We also have substantially better scholarship if our professors travel overseas, receive foreign visitors, and do research that involves foreign locations. I also think it encourages a broader way of thinking. More than one-third of Berkeley MBA students earned their undergraduate degree overseas. That creates an environment of learning which stretches the mind.
What has been your most memorable travel experience while at Haas?
Teaching in Africa. I'll give you one example that will be with me the rest of my life. I was teaching microeconomics in Eritrea and a student came to my office to better understand a diagram I had shown in class. I took out a piece of paper, drew the diagram, and showed it to him again. He said he understood it now, and I gave him the paper so he could keep it. Then he simply ripped the paper in two, keeping the part on which I had written and handing me back the blank part of the paper. I'll never forget that. It taught me difference between a resource-rich environment and a resource-poor environment.
Before you became dean, you were a US congressman and a state legislator. How did your political experience help you as dean?

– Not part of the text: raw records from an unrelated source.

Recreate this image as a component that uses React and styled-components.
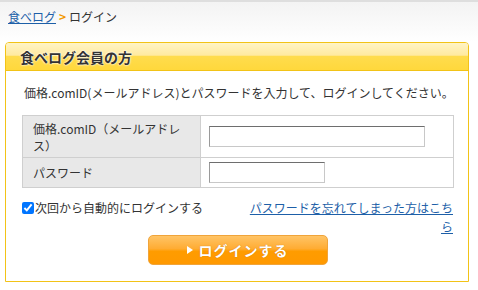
import React, { useState } from 'react';
import styled, { createGlobalStyle } from 'styled-components';

const GlobalStyle = createGlobalStyle`
  body {
    margin: 0;
    background: #fff;
    font-family: "Noto Sans CJK JP", "Liberation Sans", sans-serif;
    font-size: 12px;
    color: #333;
  }
`;

const Page = styled.div`
  width: 478px;
  height: 290px;
  overflow: hidden;
`;

const TopBar = styled.div`
  border-top: 2px solid #dedede;
  background: linear-gradient(#f3f3f3, #ffffff);
  height: 42px;
  padding: 6px 0 0 8px;
  box-sizing: border-box;
  line-height: 17px;
`;

const Crumb = styled.a`
  color: #1d5fa8;
  text-decoration: underline;
`;

const Sep = styled.span`
  color: #f39800;
  font-weight: bold;
  margin: 0 3px;
`;

const Panel = styled.div`
  margin: 0 9px 0 5px;
  border: 1px solid #f2c317;
  border-radius: 4px 4px 0 0;
  height: 240px;
  box-sizing: border-box;
`;

const PanelHeader = styled.div`
  height: 27px;
  background: linear-gradient(#fff4c6 0%, #ffeaa0 45%, #ffdc4d 50%, #ffd83c 100%);
  border-bottom: 1px solid #f2c317;
  border-radius: 3px 3px 0 0;
  padding-left: 14px;
  display: flex;
  align-items: center;
`;

const Title = styled.h2`
  margin: 0;
  font-size: 14px;
  font-weight: bold;
  color: #333;
  text-shadow: 0 0 2px #fff, 0 0 2px #fff;
`;

const Body = styled.div`
  padding: 13px 15px 0 16px;
`;

const Intro = styled.p`
  margin: 0 0 14px 2px;
  line-height: 17px;
  white-space: nowrap;
`;

const Table = styled.table`
  width: 432px;
  border-collapse: collapse;
  border: 1px solid #cfcfcf;
`;

const Label = styled.th`
  width: 157px;
  background: #e8e8e8;
  border: 1px solid #cfcfcf;
  text-align: left;
  font-weight: normal;
  padding: 3px 10px;
  line-height: 17px;
  vertical-align: middle;
`;

const Cell = styled.td`
  border: 1px solid #cfcfcf;
  padding: 0 0 0 8px;
  height: ${p => p.$h}px;
`;

const Input = styled.input`
  width: ${p => p.$w}px;
  height: 21px;
  box-sizing: border-box;
  border: 1px solid #c8c8c8;
  border-top-color: #6e6e6e;
  border-left-color: #9a9a9a;
  margin: 0;
  display: block;
`;

const Options = styled.div`
  display: flex;
  justify-content: space-between;
  margin-top: 10px;
  line-height: 19px;
`;

const Remember = styled.label`
  display: flex;
  align-items: center;
  height: 19px;
`;

const Check = styled.input`
  margin: 0 1px 0 0;
  width: 12px;
  height: 12px;
`;

const Forgot = styled.a`
  width: 204px;
  text-align: right;
  color: #1d5fa8;
  text-decoration: underline;
`;

const ButtonRow = styled.div`
  display: flex;
  justify-content: center;
  margin-top: -1px;
`;

const LoginButton = styled.button`
  width: 180px;
  height: 30px;
  border: 1px solid #f0a43a;
  border-radius: 5px;
  background: linear-gradient(#ffc466 0%, #ffac33 45%, #ff9c00 55%, #ff9900 100%);
  color: #fff;
  font-family: inherit;
  font-size: 14px;
  font-weight: bold;
  letter-spacing: 1px;
  text-shadow: 0 0 1px #c06a00;
  display: flex;
  align-items: center;
  justify-content: center;
  gap: 6px;
  cursor: pointer;
`;

const App = () => {
  const [remember, setRemember] = useState(true);

  return (
    <Page>
      <GlobalStyle />
      <TopBar>
        <Crumb href="#">食べログ</Crumb>
        <Sep>&gt;</Sep>
        <span>ログイン</span>
      </TopBar>
      <Panel>
        <PanelHeader>
          <Title>食べログ会員の方</Title>
        </PanelHeader>
        <Body>
          <Intro>価格.comID(メールアドレス)とパスワードを入力して、ログインしてください。</Intro>
          <Table>
            <tbody>
              <tr>
                <Label>価格.comID（メールアドレス）</Label>
                <Cell $h={41}><Input $w={216} type="text" /></Cell>
              </tr>
              <tr>
                <Label>パスワード</Label>
                <Cell $h={29}><Input $w={116} type="password" /></Cell>
              </tr>
            </tbody>
          </Table>
          <Options>
            <Remember>
              <Check type="checkbox" checked={remember} onChange={() => setRemember(!remember)} />
              次回から自動的にログインする
            </Remember>
            <Forgot href="#">パスワードを忘れてしまった方はこちら</Forgot>
          </Options>
          <ButtonRow>
            <LoginButton>
              <svg width="6" height="8" viewBox="0 0 6 8"><path d="M0 0 L6 4 L0 8 Z" fill="#fff" /></svg>
              ログインする
            </LoginButton>
          </ButtonRow>
        </Body>
      </Panel>
    </Page>
  );
};

export default App;
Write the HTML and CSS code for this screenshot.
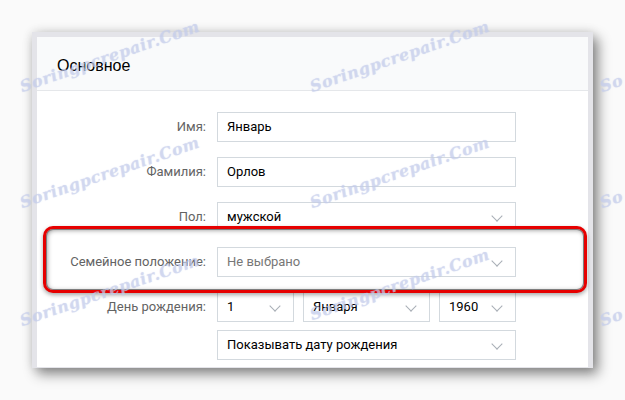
FILE: index.html
```html
<!DOCTYPE html>
<html lang="ru">
<head>
<meta charset="utf-8">
<title>Основное</title>
<link rel="stylesheet" href="styles.css">
</head>
<body>
<div class="frame">
  <div class="card">
    <div class="card-head">Основное</div>
    <div class="card-body">
      <div class="row">
        <div class="label">Имя:</div>
        <div class="field"><div class="input">Январь</div></div>
      </div>
      <div class="row">
        <div class="label">Фамилия:</div>
        <div class="field"><div class="input">Орлов</div></div>
      </div>
      <div class="row">
        <div class="label">Пол:</div>
        <div class="field"><div class="input select">мужской<span class="chev"></span></div></div>
      </div>
      <div class="row row-marked">
        <div class="label">Семейное положение:</div>
        <div class="field"><div class="input select placeholder">Не выбрано<span class="chev"></span></div></div>
      </div>
      <div class="row">
        <div class="label">День рождения:</div>
        <div class="field date">
          <div class="input select">1<span class="chev"></span></div>
          <div class="input select">Января<span class="chev"></span></div>
          <div class="input select">1960<span class="chev"></span></div>
        </div>
      </div>
      <div class="row row-tight">
        <div class="label"></div>
        <div class="field"><div class="input select">Показывать дату рождения<span class="chev"></span></div></div>
      </div>
    </div>
  </div>
</div>
<div class="watermarks" aria-hidden="true">
  <span class="wm wm1">Soringpcrepair.Com</span>
  <span class="wm wm2">Soringpcrepair.Com</span>
  <span class="wm wm3">So</span>
  <span class="wm wm4">Soringpcrepair.Com</span>
  <span class="wm wm5">Soringpcrepair.Com</span>
  <span class="wm wm6">So</span>
  <span class="wm wm7">Soringpcrepair.Com</span>
  <span class="wm wm8">Soringpcrepair.Com</span>
  <span class="wm wm9">So</span>
</div>
</body>
</html>
```
FILE: styles.css
```css
* { box-sizing: border-box; }
html, body { margin: 0; padding: 0; }
body {
  width: 625px;
  height: 400px;
  overflow: hidden;
  background: #fafafa;
  font-family: Roboto, "Liberation Sans", sans-serif;
  font-size: 13px;
  position: relative;
  padding: 32px 0 0 32px;
}
.frame {
  width: 561px;
  border: 5px solid #e4e4e9;
  border-bottom-width: 1px;
  background: #fff;
  box-shadow: 5px 6px 12px rgba(0,0,0,0.45), 0 0 10px rgba(0,0,0,0.12);
}
.card-head {
  height: 54px;
  background: #f9fafb;
  border-bottom: 1px solid #e5e7ea;
  padding: 20px 0 0 20px;
  font-family: "Liberation Sans", Arial, sans-serif;
  font-size: 16px;
  color: #000;
  line-height: 18px;
}
.card-body {
  padding: 21px 0 7px 0;
  display: flex;
  flex-direction: column;
  gap: 15px;
}
.row {
  display: grid;
  grid-template-columns: 169px 299px;
  column-gap: 11px;
  align-items: center;
}
.row-tight { margin-top: -7px; }
.label {
  text-align: right;
  color: #636363;
  line-height: 16px;
}
.field.date {
  display: grid;
  grid-template-columns: 77px 127px 77px;
  column-gap: 9px;
}
.input {
  position: relative;
  height: 30px;
  border: 1px solid #d3d9de;
  background: #fff;
  padding: 0 9px;
  line-height: 28px;
  color: #000;
  white-space: nowrap;
}
.input.placeholder { color: #777; }
.chev {
  position: absolute;
  right: 14px;
  top: 9px;
  width: 8px;
  height: 8px;
  border-right: 1.3px solid #a8aeb6;
  border-bottom: 1.3px solid #a8aeb6;
  transform: rotate(45deg);
}
.row-marked {
  position: relative;
  z-index: 1;
}
.row-marked::before {
  content: "";
  position: absolute;
  z-index: -1;
  left: 6px;
  right: 1px;
  top: -21px;
  bottom: -16px;
  background: #fff;
  border: 3px solid #e60000;
  border-radius: 10px;
  box-shadow: inset 0 0 0 1px #7e7e7e, inset 1px 1px 5px rgba(0,0,0,0.45), 0 2px 4px rgba(0,0,0,0.35);
}
.watermarks {
  position: absolute;
  inset: 0;
  pointer-events: none;
  z-index: 5;
}
.wm {
  position: absolute;
  font-family: "DejaVu Serif", serif;
  font-style: italic;
  font-weight: bold;
  font-size: 16px;
  line-height: 20px;
  letter-spacing: 0.5px;
  color: rgba(206, 213, 240, 0.6);
  text-shadow: 0 0 1px rgba(150, 165, 215, 0.4);
  transform-origin: 0 100%;
  transform: rotate(-19deg);
  white-space: nowrap;
}
.wm1 { left: 24px; top: 77px; }
.wm2 { left: 314px; top: 77px; }
.wm3 { left: 604px; top: 77px; }
.wm4 { left: 24px; top: 193px; }
.wm5 { left: 314px; top: 193px; }
.wm6 { left: 604px; top: 193px; }
.wm7 { left: 24px; top: 311px; }
.wm8 { left: 314px; top: 305px; }
.wm9 { left: 604px; top: 311px; }
```
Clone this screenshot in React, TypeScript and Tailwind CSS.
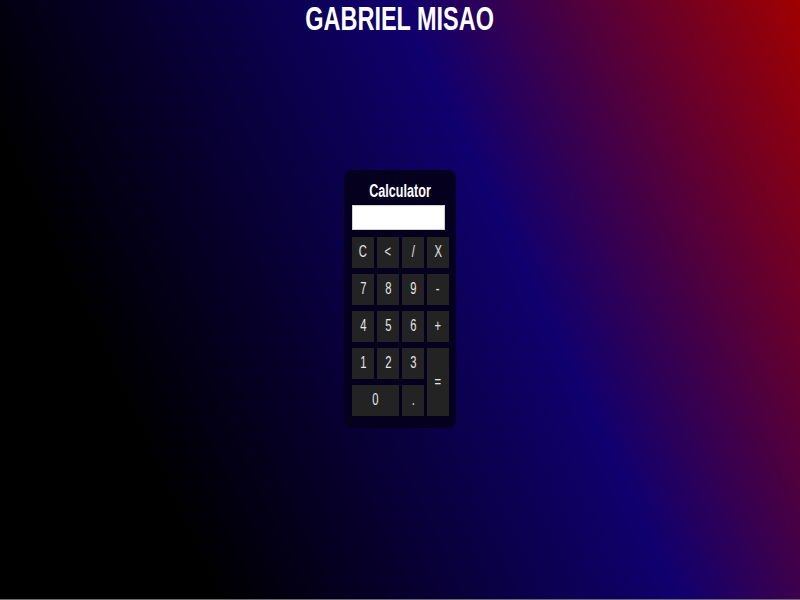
import React from "react";

const keys: { label: string; cls?: string }[] = [
  { label: "C" },
  { label: "<" },
  { label: "/" },
  { label: "X" },
  { label: "7" },
  { label: "8" },
  { label: "9" },
  { label: "-" },
  { label: "4" },
  { label: "5" },
  { label: "6" },
  { label: "+" },
  { label: "1" },
  { label: "2" },
  { label: "3" },
  { label: "=", cls: "row-span-2" },
  { label: "0", cls: "col-span-2" },
  { label: "." },
];

export default function App() {
  return (
    <div
      className="grid h-[600px] w-full grid-rows-[44px_1fr_46px] border-b border-[#6a6a6a] bg-[linear-gradient(65deg,#000000_20%,#10006e_63%,#a00000_100%)] text-white"
      style={{ fontFamily: '"Liberation Sans", Arial, sans-serif' }}
    >
      <h1 className="text-center text-[34px] font-bold leading-[36px]">
        <span className="inline-block scale-x-[0.69]">GABRIEL MISAO</span>
      </h1>
      <div className="flex items-center justify-center">
        <div className="flex w-[112px] flex-col items-start rounded-lg bg-[#06001f] px-2 pb-3 pt-[10px]">
          <h2 className="w-full text-center text-[18px] font-bold leading-[22px]">
            <span className="inline-block scale-x-[0.7]">Calculator</span>
          </h2>
          <div className="mt-[3px] h-[25px] w-[93px] border border-[#d0d0d0] bg-white" />
          <div className="mt-[7px] grid grid-cols-[repeat(4,22px)] grid-rows-[repeat(5,31px)] gap-x-[3px] gap-y-[6px]">
            {keys.map((k) => (
              <div
                key={k.label}
                className={`flex items-center justify-center bg-[#232323] text-[16px] text-[#e6e6e6] ${k.cls ?? ""}`}
              >
                <span className="inline-block scale-x-[0.7]">{k.label}</span>
              </div>
            ))}
          </div>
        </div>
      </div>
      <div />
    </div>
  );
}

Well, most importantly, in my job as a fundraiser. In politics, one must be a fundraiser all the time. I think the number of contacts that I have as dean are greater because I had been in politics. I'm privileged to have superb members of the Haas Board, several of whom joined because I had originally come to know them when I was in politics. One example is Howard Leach, a former US ambassador to France and former UC regent.
Are you going to continue teaching?
I will. I am teaching business law in the Berkeley-Columbia Program until August. I am still a faculty member.
In January, I will take a leave of absence from Haas and begin a two-year visiting appointment at the Chapman School of Law in Southern California. I will be teaching antitrust, legislative process, and a seminar on separation of powers.
In your spare time, you have been known to do an Elvis impersonation on occasion. Do you have any upcoming performances that we should know about?
Well, why don't I just say watch the Vegas strip, and I'll leave it at that.